Items from a dataset
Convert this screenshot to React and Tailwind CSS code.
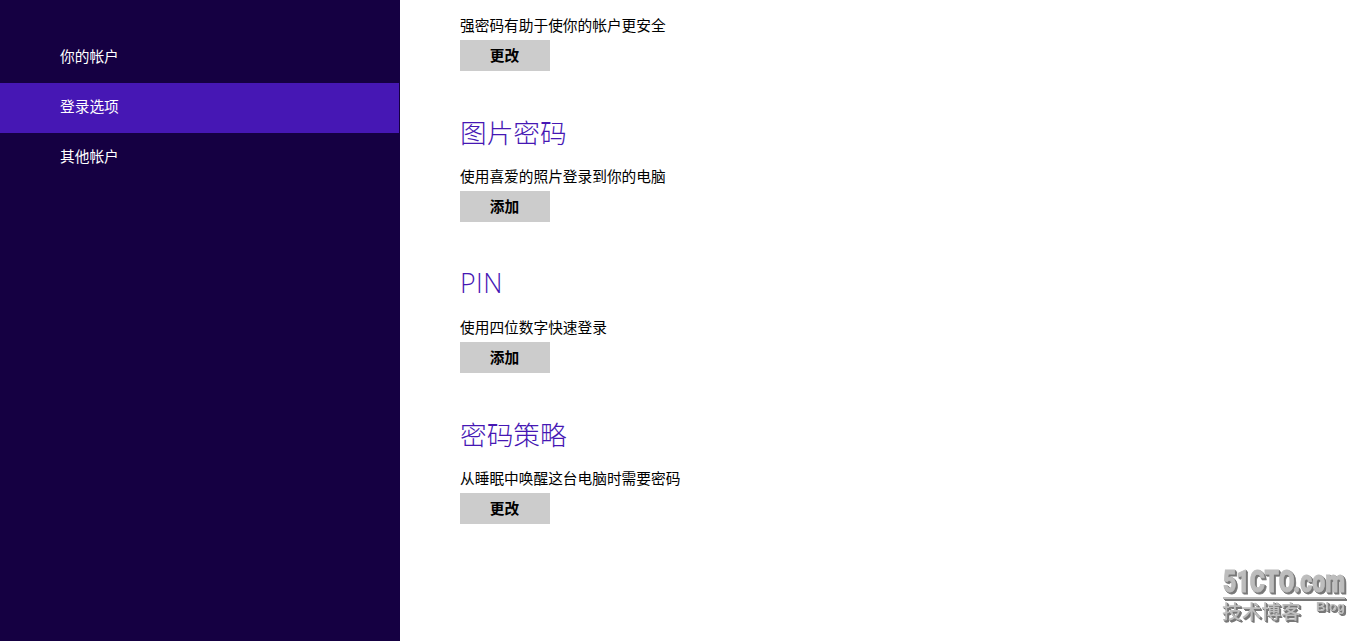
import React from "react";

const menuItems = [
  { id: "account", label: "你的帐户" },
  { id: "signin", label: "登录选项" },
  { id: "others", label: "其他帐户" },
];

const sections = [
  { id: "password", text: "强密码有助于使你的帐户更安全", action: "更改" },
  { id: "picture", title: "图片密码", text: "使用喜爱的照片登录到你的电脑", action: "添加" },
  { id: "pin", title: "PIN", latin: true, text: "使用四位数字快速登录", action: "添加" },
  { id: "policy", title: "密码策略", text: "从睡眠中唤醒这台电脑时需要密码", action: "更改" },
];

const Sidebar = ({ active }) => (
  <nav className="w-[400px] shrink-0 bg-[#150042] pt-[33px] pr-px">
    {menuItems.map((item) => (
      <a
        key={item.id}
        className={`flex h-[50px] items-center pb-[3px] pl-[60px] text-[14.7px] text-white ${
          active === item.id ? "bg-[#4617b4]" : ""
        }`}
      >
        {item.label}
      </a>
    ))}
  </nav>
);

const Section = ({ title, latin, text, action }) => (
  <section className="flex flex-col items-start">
    {title && (
      <h2
        className={`h-10 text-[26.7px] leading-10 font-light text-[#4617b4] ${
          latin ? "mt-[41px] mb-[14px] tracking-[0.5px]" : "mt-[42px] mb-[13px]"
        }`}
      >
        {title}
      </h2>
    )}
    <p className="mb-[5px] h-5 text-[14.7px] leading-5 text-black">{text}</p>
    <button className="h-[31px] w-[90px] bg-[#cccccc] pr-px text-[14.7px] leading-[31px] font-bold text-black">
      {action}
    </button>
  </section>
);

const Watermark = () => (
  <svg
    className="absolute right-[10px] bottom-[10px] fill-[#bdbdbd] [filter:drop-shadow(1px_1px_0_#777)_drop-shadow(1px_1px_0_#777)]"
    width="140"
    height="66"
    viewBox="0 0 140 66"
  >
    <text
      x="7"
      y="27"
      fontFamily="Roboto, sans-serif"
      fontWeight="900"
      fontSize="32"
      textLength="122"
      lengthAdjust="spacingAndGlyphs"
      stroke="#bdbdbd"
      strokeWidth="0.8"
    >
      51CTO.com
    </text>
    <rect x="7" y="32" width="122" height="2" />
    <text
      x="100"
      y="46"
      fontFamily="Liberation Sans, sans-serif"
      fontWeight="700"
      fontSize="13"
      textLength="29"
      lengthAdjust="spacingAndGlyphs"
    >
      Blog
    </text>
    <text x="6" y="54" fontFamily="Noto Sans CJK SC, sans-serif" fontSize="19.7" fontWeight="500">
      技术博客
    </text>
  </svg>
);

const App = () => {
  return (
    <div className="relative flex h-[641px] w-[1366px] overflow-hidden bg-white font-['Open_Sans','Noto_Sans_CJK_SC',sans-serif]">
      <Sidebar active="signin" />
      <main className="flex-1 pt-[15px] pl-[60px]">
        {sections.map((section) => (
          <Section key={section.id} {...section} />
        ))}
      </main>
      <Watermark />
    </div>
  );
};

export default App;
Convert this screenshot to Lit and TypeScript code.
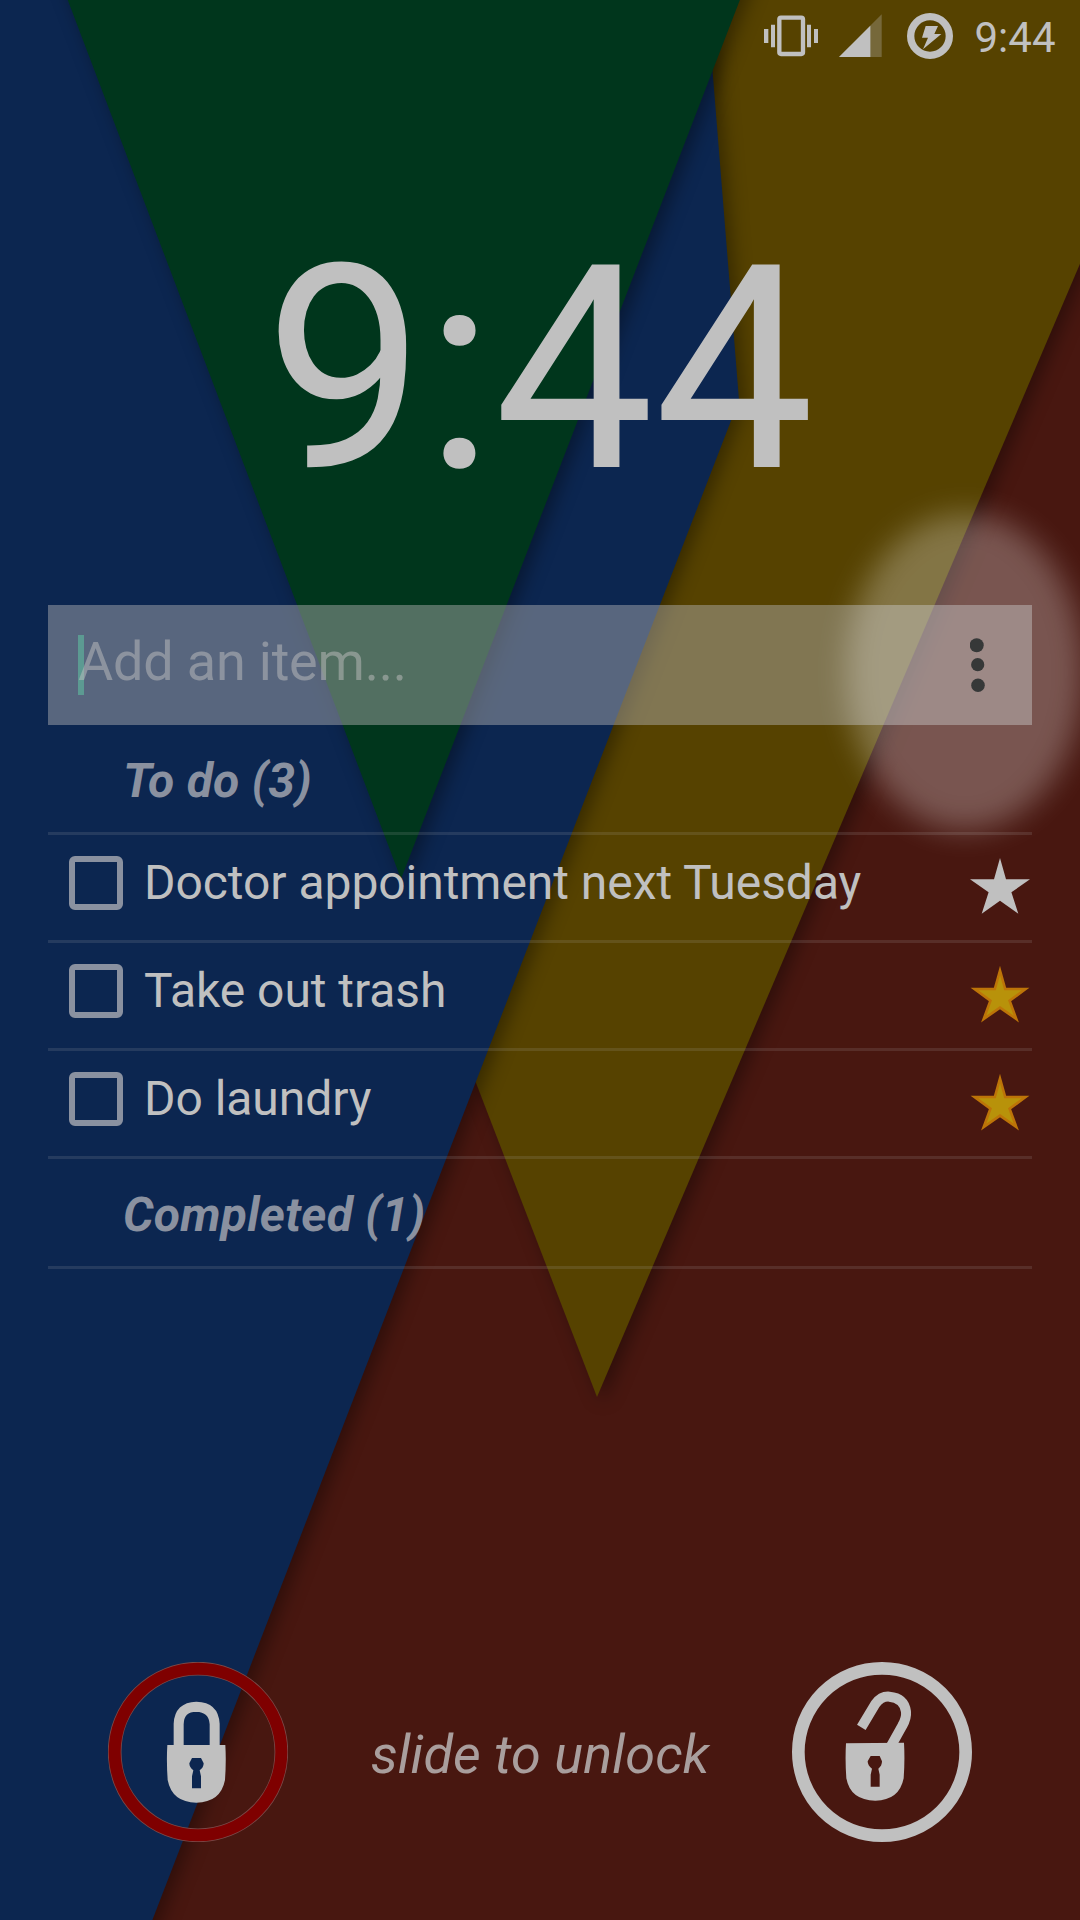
import { LitElement, html, css, svg } from "lit";
import { customElement, property } from "lit/decorators.js";

interface Task {
  title: string;
  starred: boolean;
}

@customElement("wall-paper")
class WallPaper extends LitElement {
  static styles = css`
    :host { display: block; }
    .art { display: block; width: 1080px; height: 1920px; }
  `;
  render() {
    return html`<svg class="art" viewBox="0 0 1080 1920">
      <defs>
        <filter id="soft" filterUnits="userSpaceOnUse" x="-100" y="-200" width="1280" height="2300" color-interpolation-filters="sRGB">
          <feDropShadow dx="6" dy="5" stdDeviation="9" flood-color="#000" flood-opacity="0.36" />
        </filter>
      </defs>
      <rect width="1080" height="1920" fill="#481710" />
      <polygon points="660,-60 1218,-60 597,1397 186,330" fill="#564200" filter="url(#soft)" />
      <polygon points="-60,-60 702,-60 739,400 135,1965 -60,1965" fill="#0c2650" filter="url(#soft)" />
      <polygon points="45,-60 763,-60 401,879" fill="#00361c" filter="url(#soft)" />
    </svg>`;
  }
}

@customElement("status-bar")
class StatusBar extends LitElement {
  static styles = css`
    :host { display: flex; justify-content: flex-end; align-items: flex-start; height: 72px; padding-right: 24.5px; box-sizing: border-box; }
    .icon { display: block; height: 72px; flex: none; fill: #c0c0c0; }
    .vibrate { width: 54px; margin-right: 21.3px; }
    .signal { width: 42.7px; margin-right: 25px; }
    .battery { width: 46px; margin-right: 22px; }
    .time { font-size: 42px; line-height: 75px; color: #c0c0c0; }
  `;
  render() {
    return html`
      <svg class="icon vibrate" viewBox="72 0 162 216">
        <path d="M72 87h13v42H72zM93 74h12v68H93zM201 74h12v68h-12zM222 87h12v42h-12z" />
        <rect x="118" y="53" width="71" height="109" rx="5" fill="none" stroke="#c0c0c0" stroke-width="13" />
      </svg>
      <svg class="icon signal" viewBox="298 0 128 216">
        <path d="M298 171L426 43V171z" opacity="0.3" />
        <path d="M298 171L392 77V171z" />
      </svg>
      <svg class="icon battery" viewBox="501 0 138 216">
        <circle cx="570" cy="108" r="58" fill="none" stroke="#c0c0c0" stroke-width="22" />
        <path d="M557 78H594L583 102H604L549 148L564 113H546z" />
      </svg>
      <span class="time">9:44</span>
    `;
  }
}

@customElement("task-row")
class TaskRow extends LitElement {
  @property({ attribute: false }) task!: Task;
  static styles = css`
    :host { display: flex; align-items: flex-start; height: 108px; box-sizing: border-box; padding-left: 21px; border-bottom: 3px solid rgba(192, 192, 192, 0.14); }
    .box { flex: none; width: 54px; height: 54px; margin-top: 21px; box-sizing: border-box; border: 6px solid #8a91a0; border-radius: 6px; }
    .title { flex: 1; margin-left: 21px; font-size: 48px; line-height: 56px; padding-top: 20px; letter-spacing: -0.05px; color: #c0c0c0; white-space: nowrap; }
    .star { flex: none; width: 64px; height: 60px; margin-top: 21px; display: block; }
    .plain { fill: #c0c0c0; }
    .gold { fill: #b8920a; stroke: #bd7408; stroke-width: 2.6; }
  `;
  render() {
    return html`
      <span class="box"></span>
      <span class="title">${this.task.title}</span>
      <svg class="star" viewBox="968 856 64 60">
        ${this.task.starred
          ? svg`<polygon class="gold" points="1000,862.5 1005.2,881 1025.5,881 1009.6,892.8 1016.3,911 1000,899.6 983.7,911 990.4,892.8 974.5,881 994.8,881" />`
          : svg`<polygon class="plain" points="1000,858 1006,879.3 1030,879.3 1011.4,892.3 1018.3,913.7 1000,900.7 981.7,913.7 988.6,892.3 970,879.3 994,879.3" />`}
      </svg>
    `;
  }
}

@customElement("app-root")
class AppRoot extends LitElement {
  private tasks: Task[] = [
    { title: "Doctor appointment next Tuesday", starred: false },
    { title: "Take out trash", starred: true },
    { title: "Do laundry", starred: true },
  ];

  static styles = css`
    :host { display: block; width: 1080px; height: 1920px; position: relative; overflow: hidden; background: #47160f; font-family: Roboto, sans-serif; color: #c0c0c0; }
    .backdrop { position: absolute; inset: 0; }
    .screen { position: relative; display: flex; flex-direction: column; height: 1920px; }
    .clock { height: 533px; font-size: 285px; line-height: 334px; padding: 131px 1px 0 0; box-sizing: border-box; text-align: center; }
    .panel { margin: 0 48px; display: flex; flex-direction: column; }
    .entry { display: flex; align-items: center; height: 120px; padding-left: 30px; padding-right: 46px; background: rgba(182, 182, 182, 0.45); }
    .caret { width: 6px; height: 60px; background: #5c9a92; margin-right: -6px; }
    .hint { flex: 1; font-size: 54px; line-height: 64px; margin-top: -7px; letter-spacing: -0.2px; color: rgba(192, 192, 192, 0.5); position: relative; }
    .more { width: 16px; height: 56px; display: block; fill: #363838; position: relative; z-index: 2; }
    .heading { font-size: 48px; font-weight: 700; font-style: italic; letter-spacing: 0.25px; color: #8a91a0; line-height: 56px; padding-left: 75px; box-sizing: border-box; border-bottom: 3px solid rgba(192, 192, 192, 0.14); }
    .todo { height: 110px; padding-top: 28px; }
    .done { height: 110px; padding-top: 28px; }
    .glow { position: absolute; left: 780px; top: 450px; width: 300px; height: 440px; display: block; pointer-events: none; }
    .slider { margin-top: 393px; padding: 0 108px; display: flex; align-items: center; justify-content: space-between; height: 180px; }
    .lock { width: 180px; height: 180px; display: block; }
    .slide { font-size: 54px; font-style: italic; letter-spacing: 0.1px; color: #a99e9d; padding-top: 5px; }
  `;

  render() {
    return html`
      <wall-paper class="backdrop"></wall-paper>
      <div class="screen">
        <status-bar></status-bar>
        <div class="clock">9:44</div>
        <div class="panel">
          <div class="entry">
            <span class="caret"></span>
            <span class="hint">Add an item...</span>
            <svg class="more" viewBox="970 637 16 56">
              <circle cx="976.7" cy="645.2" r="7" />
              <circle cx="977.7" cy="664.7" r="6.6" />
              <circle cx="978" cy="685.3" r="6.8" />
            </svg>
          </div>
          <div class="heading todo">To do (3)</div>
          ${this.tasks.map((task) => html`<task-row .task=${task}></task-row>`)}
          <div class="heading done">Completed (1)</div>
        </div>
        <div class="slider">
          <svg class="lock" viewBox="54 66 540 540">
            <circle cx="324" cy="336" r="250" fill="none" stroke="#7b4a49" stroke-width="41" />
            <circle cx="324" cy="336" r="250" fill="none" stroke="#7f0000" stroke-width="36" />
            <path d="M266 320V252Q268 201 319 200Q371 201 374 252V320" fill="none" stroke="#c0c0c0" stroke-width="30" />
            <path fill="#c0c0c0" fill-rule="evenodd" d="M232 315H406Q409 365 405 420Q392 487 319 488Q246 487 233 420Q229 365 232 315zM306 354L298 370Q298 382 310 391L306 409V445H333V409L329 391Q341 383 341 370L333 354z" />
          </svg>
          <span class="slide">slide to unlock</span>
          <svg class="lock" viewBox="66 66 540 540">
            <circle cx="336" cy="336" r="251" fill="none" stroke="#c0c0c0" stroke-width="38" />
            <path d="M274 262L316 192Q334 168 358 170Q403 174 408 215Q410 235 397 257L364 316" fill="none" stroke="#c0c0c0" stroke-width="30" />
            <path fill="#c0c0c0" fill-rule="evenodd" d="M228 310L402 308Q405 360 401 415Q388 481 316 482Q241 481 229 415Q225 360 228 310zM302 348L293 364Q293 377 306 386L302 404V440H329V404L325 386Q336 378 336 364L329 348z" />
          </svg>
        </div>
      </div>
      <svg class="glow" viewBox="780 450 300 440">
        <defs>
          <filter id="haze" filterUnits="userSpaceOnUse" x="750" y="430" width="430" height="500" color-interpolation-filters="sRGB">
            <feGaussianBlur stdDeviation="15" />
          </filter>
        </defs>
        <ellipse cx="965" cy="672" rx="119" ry="158" fill="#fff" fill-opacity="0.27" filter="url(#haze)" />
      </svg>
    `;
  }
}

◆ **Exercise directions**
Collect each line of the entries that has the word "this", copying it in full.

◆ **Task result**
Convert this screenshot to React and Tailwind CSS code.
Convert this screenshot to Lit and TypeScript code.
      <span class="title">${this.task.title}</span>
        ${this.task.starred
          ${this.tasks.map((task) => html`<task-row .task=${task}></task-row>`)}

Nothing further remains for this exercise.